[start]

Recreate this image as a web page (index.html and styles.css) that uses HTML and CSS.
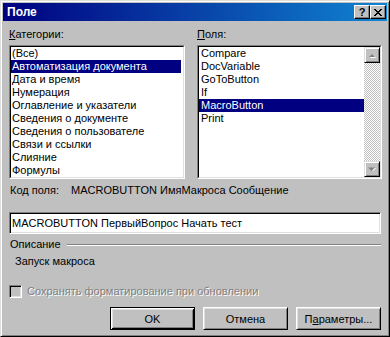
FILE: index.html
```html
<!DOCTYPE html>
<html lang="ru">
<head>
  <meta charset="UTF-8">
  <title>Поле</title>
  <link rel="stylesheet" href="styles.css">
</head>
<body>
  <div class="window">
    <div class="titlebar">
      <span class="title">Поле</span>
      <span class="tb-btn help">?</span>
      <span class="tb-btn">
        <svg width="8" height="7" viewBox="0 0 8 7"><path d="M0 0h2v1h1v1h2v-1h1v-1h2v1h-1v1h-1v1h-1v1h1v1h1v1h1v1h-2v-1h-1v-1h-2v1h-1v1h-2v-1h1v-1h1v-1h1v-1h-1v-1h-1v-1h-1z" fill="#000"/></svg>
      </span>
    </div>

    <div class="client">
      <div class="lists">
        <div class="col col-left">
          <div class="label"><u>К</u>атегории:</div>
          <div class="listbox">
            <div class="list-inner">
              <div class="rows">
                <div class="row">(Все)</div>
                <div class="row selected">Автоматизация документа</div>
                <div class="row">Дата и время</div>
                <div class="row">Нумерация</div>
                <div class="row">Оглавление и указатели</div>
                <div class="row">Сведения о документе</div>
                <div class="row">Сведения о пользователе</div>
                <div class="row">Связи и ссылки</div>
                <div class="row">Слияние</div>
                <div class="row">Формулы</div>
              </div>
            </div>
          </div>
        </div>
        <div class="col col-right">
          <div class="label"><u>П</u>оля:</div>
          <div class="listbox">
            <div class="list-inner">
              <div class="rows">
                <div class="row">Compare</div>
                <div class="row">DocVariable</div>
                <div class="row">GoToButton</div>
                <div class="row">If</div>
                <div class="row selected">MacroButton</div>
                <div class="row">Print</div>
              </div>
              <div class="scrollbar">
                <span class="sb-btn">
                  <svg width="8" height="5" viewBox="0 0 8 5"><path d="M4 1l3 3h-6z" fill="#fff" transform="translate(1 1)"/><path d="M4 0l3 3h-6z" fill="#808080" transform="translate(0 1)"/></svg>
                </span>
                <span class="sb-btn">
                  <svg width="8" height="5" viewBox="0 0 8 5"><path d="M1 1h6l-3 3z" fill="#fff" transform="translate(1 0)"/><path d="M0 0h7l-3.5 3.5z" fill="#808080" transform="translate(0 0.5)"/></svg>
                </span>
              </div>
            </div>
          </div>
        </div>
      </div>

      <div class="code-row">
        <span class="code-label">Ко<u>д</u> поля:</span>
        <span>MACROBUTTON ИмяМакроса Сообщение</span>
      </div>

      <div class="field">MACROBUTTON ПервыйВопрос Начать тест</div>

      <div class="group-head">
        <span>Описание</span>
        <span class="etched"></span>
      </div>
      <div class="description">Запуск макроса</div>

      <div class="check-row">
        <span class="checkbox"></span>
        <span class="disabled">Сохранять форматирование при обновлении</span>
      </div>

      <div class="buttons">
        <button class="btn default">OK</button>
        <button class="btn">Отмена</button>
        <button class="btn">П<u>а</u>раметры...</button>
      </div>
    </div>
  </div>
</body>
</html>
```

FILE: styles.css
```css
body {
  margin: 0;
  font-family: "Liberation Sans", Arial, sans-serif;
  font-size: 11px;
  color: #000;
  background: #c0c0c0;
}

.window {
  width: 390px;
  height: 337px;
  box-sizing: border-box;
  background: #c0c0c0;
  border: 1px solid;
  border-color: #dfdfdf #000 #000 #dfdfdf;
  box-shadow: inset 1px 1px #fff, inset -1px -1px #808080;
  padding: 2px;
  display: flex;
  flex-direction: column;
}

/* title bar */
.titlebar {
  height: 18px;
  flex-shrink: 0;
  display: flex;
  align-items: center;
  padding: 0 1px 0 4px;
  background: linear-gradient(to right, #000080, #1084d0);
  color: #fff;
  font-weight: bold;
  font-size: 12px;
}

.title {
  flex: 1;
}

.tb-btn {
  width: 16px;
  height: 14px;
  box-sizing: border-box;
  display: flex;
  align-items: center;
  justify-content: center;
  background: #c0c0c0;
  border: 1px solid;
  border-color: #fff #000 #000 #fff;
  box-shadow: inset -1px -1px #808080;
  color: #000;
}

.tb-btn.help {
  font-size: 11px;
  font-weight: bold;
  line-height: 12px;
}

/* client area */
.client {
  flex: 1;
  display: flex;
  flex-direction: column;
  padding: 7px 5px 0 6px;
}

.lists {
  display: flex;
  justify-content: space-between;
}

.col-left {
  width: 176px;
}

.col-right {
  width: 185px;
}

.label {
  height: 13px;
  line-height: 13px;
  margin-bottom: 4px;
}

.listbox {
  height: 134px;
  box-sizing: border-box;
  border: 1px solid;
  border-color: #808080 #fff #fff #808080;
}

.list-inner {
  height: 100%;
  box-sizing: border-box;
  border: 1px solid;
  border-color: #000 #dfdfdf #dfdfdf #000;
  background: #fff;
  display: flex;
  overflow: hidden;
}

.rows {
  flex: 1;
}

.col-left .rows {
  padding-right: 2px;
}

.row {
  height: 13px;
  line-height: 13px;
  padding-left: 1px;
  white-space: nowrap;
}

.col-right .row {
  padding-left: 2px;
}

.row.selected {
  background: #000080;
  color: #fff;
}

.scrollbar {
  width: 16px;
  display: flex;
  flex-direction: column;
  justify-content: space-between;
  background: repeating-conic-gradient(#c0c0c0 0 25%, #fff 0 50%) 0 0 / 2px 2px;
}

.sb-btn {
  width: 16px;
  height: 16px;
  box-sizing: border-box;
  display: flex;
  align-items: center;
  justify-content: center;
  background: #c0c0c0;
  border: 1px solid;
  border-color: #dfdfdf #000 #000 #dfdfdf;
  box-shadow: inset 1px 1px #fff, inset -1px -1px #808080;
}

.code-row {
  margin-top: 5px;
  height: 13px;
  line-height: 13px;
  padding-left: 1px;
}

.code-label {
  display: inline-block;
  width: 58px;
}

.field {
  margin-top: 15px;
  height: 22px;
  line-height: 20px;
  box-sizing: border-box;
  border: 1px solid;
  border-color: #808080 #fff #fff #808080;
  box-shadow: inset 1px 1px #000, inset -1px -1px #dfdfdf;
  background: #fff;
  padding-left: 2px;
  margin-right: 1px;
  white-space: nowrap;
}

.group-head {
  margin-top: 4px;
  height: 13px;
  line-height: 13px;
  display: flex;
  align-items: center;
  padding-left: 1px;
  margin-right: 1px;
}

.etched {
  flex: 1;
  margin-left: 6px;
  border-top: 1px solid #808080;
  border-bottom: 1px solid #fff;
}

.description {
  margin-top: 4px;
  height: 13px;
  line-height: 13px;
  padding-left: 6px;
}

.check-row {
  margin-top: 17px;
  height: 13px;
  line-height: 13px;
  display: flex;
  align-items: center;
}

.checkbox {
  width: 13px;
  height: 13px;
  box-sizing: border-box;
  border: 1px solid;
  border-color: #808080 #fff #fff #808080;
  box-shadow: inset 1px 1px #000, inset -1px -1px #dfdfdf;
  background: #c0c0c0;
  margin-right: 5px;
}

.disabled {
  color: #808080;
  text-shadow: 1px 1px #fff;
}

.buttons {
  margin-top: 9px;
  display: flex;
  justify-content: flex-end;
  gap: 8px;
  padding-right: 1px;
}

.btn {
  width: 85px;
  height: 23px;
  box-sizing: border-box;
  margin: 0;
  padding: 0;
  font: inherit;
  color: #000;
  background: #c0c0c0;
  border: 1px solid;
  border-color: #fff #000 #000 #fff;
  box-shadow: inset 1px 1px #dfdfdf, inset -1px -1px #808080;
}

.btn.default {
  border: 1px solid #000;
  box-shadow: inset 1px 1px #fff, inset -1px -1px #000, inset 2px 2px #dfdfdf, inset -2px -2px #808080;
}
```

[end]

_To do_
Extract the full listing above verbatim; pictures are to be left out of the copy.

_Solution below_
Recreate this image as a web page (index.html and styles.css) that uses HTML and CSS.
FILE: index.html
```html
<!DOCTYPE html>
<html lang="ru">
<head>
  <meta charset="UTF-8">
  <title>Поле</title>
  <link rel="stylesheet" href="styles.css">
</head>
<body>
  <div class="window">
    <div class="titlebar">
      <span class="title">Поле</span>
      <span class="tb-btn help">?</span>
      <span class="tb-btn">
        <svg width="8" height="7" viewBox="0 0 8 7"><path d="M0 0h2v1h1v1h2v-1h1v-1h2v1h-1v1h-1v1h-1v1h1v1h1v1h1v1h-2v-1h-1v-1h-2v1h-1v1h-2v-1h1v-1h1v-1h1v-1h-1v-1h-1v-1h-1z" fill="#000"/></svg>
      </span>
    </div>

    <div class="client">
      <div class="lists">
        <div class="col col-left">
          <div class="label"><u>К</u>атегории:</div>
          <div class="listbox">
            <div class="list-inner">
              <div class="rows">
                <div class="row">(Все)</div>
                <div class="row selected">Автоматизация документа</div>
                <div class="row">Дата и время</div>
                <div class="row">Нумерация</div>
                <div class="row">Оглавление и указатели</div>
                <div class="row">Сведения о документе</div>
                <div class="row">Сведения о пользователе</div>
                <div class="row">Связи и ссылки</div>
                <div class="row">Слияние</div>
                <div class="row">Формулы</div>
              </div>
            </div>
          </div>
        </div>
        <div class="col col-right">
          <div class="label"><u>П</u>оля:</div>
          <div class="listbox">
            <div class="list-inner">
              <div class="rows">
                <div class="row">Compare</div>
                <div class="row">DocVariable</div>
                <div class="row">GoToButton</div>
                <div class="row">If</div>
                <div class="row selected">MacroButton</div>
                <div class="row">Print</div>
              </div>
              <div class="scrollbar">
                <span class="sb-btn">
                  <svg width="8" height="5" viewBox="0 0 8 5"><path d="M4 1l3 3h-6z" fill="#fff" transform="translate(1 1)"/><path d="M4 0l3 3h-6z" fill="#808080" transform="translate(0 1)"/></svg>
                </span>
                <span class="sb-btn">
                  <svg width="8" height="5" viewBox="0 0 8 5"><path d="M1 1h6l-3 3z" fill="#fff" transform="translate(1 0)"/><path d="M0 0h7l-3.5 3.5z" fill="#808080" transform="translate(0 0.5)"/></svg>
                </span>
              </div>
            </div>
          </div>
        </div>
      </div>

      <div class="code-row">
        <span class="code-label">Ко<u>д</u> поля:</span>
        <span>MACROBUTTON ИмяМакроса Сообщение</span>
      </div>

      <div class="field">MACROBUTTON ПервыйВопрос Начать тест</div>

      <div class="group-head">
        <span>Описание</span>
        <span class="etched"></span>
      </div>
      <div class="description">Запуск макроса</div>

      <div class="check-row">
        <span class="checkbox"></span>
        <span class="disabled">Сохранять форматирование при обновлении</span>
      </div>

      <div class="buttons">
        <button class="btn default">OK</button>
        <button class="btn">Отмена</button>
        <button class="btn">П<u>а</u>раметры...</button>
      </div>
    </div>
  </div>
</body>
</html>
```

FILE: styles.css
```css
body {
  margin: 0;
  font-family: "Liberation Sans", Arial, sans-serif;
  font-size: 11px;
  color: #000;
  background: #c0c0c0;
}

.window {
  width: 390px;
  height: 337px;
  box-sizing: border-box;
  background: #c0c0c0;
  border: 1px solid;
  border-color: #dfdfdf #000 #000 #dfdfdf;
  box-shadow: inset 1px 1px #fff, inset -1px -1px #808080;
  padding: 2px;
  display: flex;
  flex-direction: column;
}

/* title bar */
.titlebar {
  height: 18px;
  flex-shrink: 0;
  display: flex;
  align-items: center;
  padding: 0 1px 0 4px;
  background: linear-gradient(to right, #000080, #1084d0);
  color: #fff;
  font-weight: bold;
  font-size: 12px;
}

.title {
  flex: 1;
}

.tb-btn {
  width: 16px;
  height: 14px;
  box-sizing: border-box;
  display: flex;
  align-items: center;
  justify-content: center;
  background: #c0c0c0;
  border: 1px solid;
  border-color: #fff #000 #000 #fff;
  box-shadow: inset -1px -1px #808080;
  color: #000;
}

.tb-btn.help {
  font-size: 11px;
  font-weight: bold;
  line-height: 12px;
}

/* client area */
.client {
  flex: 1;
  display: flex;
  flex-direction: column;
  padding: 7px 5px 0 6px;
}

.lists {
  display: flex;
  justify-content: space-between;
}

.col-left {
  width: 176px;
}

.col-right {
  width: 185px;
}

.label {
  height: 13px;
  line-height: 13px;
  margin-bottom: 4px;
}

.listbox {
  height: 134px;
  box-sizing: border-box;
  border: 1px solid;
  border-color: #808080 #fff #fff #808080;
}

.list-inner {
  height: 100%;
  box-sizing: border-box;
  border: 1px solid;
  border-color: #000 #dfdfdf #dfdfdf #000;
  background: #fff;
  display: flex;
  overflow: hidden;
}

.rows {
  flex: 1;
}

.col-left .rows {
  padding-right: 2px;
}

.row {
  height: 13px;
  line-height: 13px;
  padding-left: 1px;
  white-space: nowrap;
}

.col-right .row {
  padding-left: 2px;
}

.row.selected {
  background: #000080;
  color: #fff;
}

.scrollbar {
  width: 16px;
  display: flex;
  flex-direction: column;
  justify-content: space-between;
  background: repeating-conic-gradient(#c0c0c0 0 25%, #fff 0 50%) 0 0 / 2px 2px;
}

.sb-btn {
  width: 16px;
  height: 16px;
  box-sizing: border-box;
  display: flex;
  align-items: center;
  justify-content: center;
  background: #c0c0c0;
  border: 1px solid;
  border-color: #dfdfdf #000 #000 #dfdfdf;
  box-shadow: inset 1px 1px #fff, inset -1px -1px #808080;
}

.code-row {
  margin-top: 5px;
  height: 13px;
  line-height: 13px;
  padding-left: 1px;
}

.code-label {
  display: inline-block;
  width: 58px;
}

.field {
  margin-top: 15px;
  height: 22px;
  line-height: 20px;
  box-sizing: border-box;
  border: 1px solid;
  border-color: #808080 #fff #fff #808080;
  box-shadow: inset 1px 1px #000, inset -1px -1px #dfdfdf;
  background: #fff;
  padding-left: 2px;
  margin-right: 1px;
  white-space: nowrap;
}

.group-head {
  margin-top: 4px;
  height: 13px;
  line-height: 13px;
  display: flex;
  align-items: center;
  padding-left: 1px;
  margin-right: 1px;
}

.etched {
  flex: 1;
  margin-left: 6px;
  border-top: 1px solid #808080;
  border-bottom: 1px solid #fff;
}

.description {
  margin-top: 4px;
  height: 13px;
  line-height: 13px;
  padding-left: 6px;
}

.check-row {
  margin-top: 17px;
  height: 13px;
  line-height: 13px;
  display: flex;
  align-items: center;
}

.checkbox {
  width: 13px;
  height: 13px;
  box-sizing: border-box;
  border: 1px solid;
  border-color: #808080 #fff #fff #808080;
  box-shadow: inset 1px 1px #000, inset -1px -1px #dfdfdf;
  background: #c0c0c0;
  margin-right: 5px;
}

.disabled {
  color: #808080;
  text-shadow: 1px 1px #fff;
}

.buttons {
  margin-top: 9px;
  display: flex;
  justify-content: flex-end;
  gap: 8px;
  padding-right: 1px;
}

.btn {
  width: 85px;
  height: 23px;
  box-sizing: border-box;
  margin: 0;
  padding: 0;
  font: inherit;
  color: #000;
  background: #c0c0c0;
  border: 1px solid;
  border-color: #fff #000 #000 #fff;
  box-shadow: inset 1px 1px #dfdfdf, inset -1px -1px #808080;
}

.btn.default {
  border: 1px solid #000;
  box-shadow: inset 1px 1px #fff, inset -1px -1px #000, inset 2px 2px #dfdfdf, inset -2px -2px #808080;
}
```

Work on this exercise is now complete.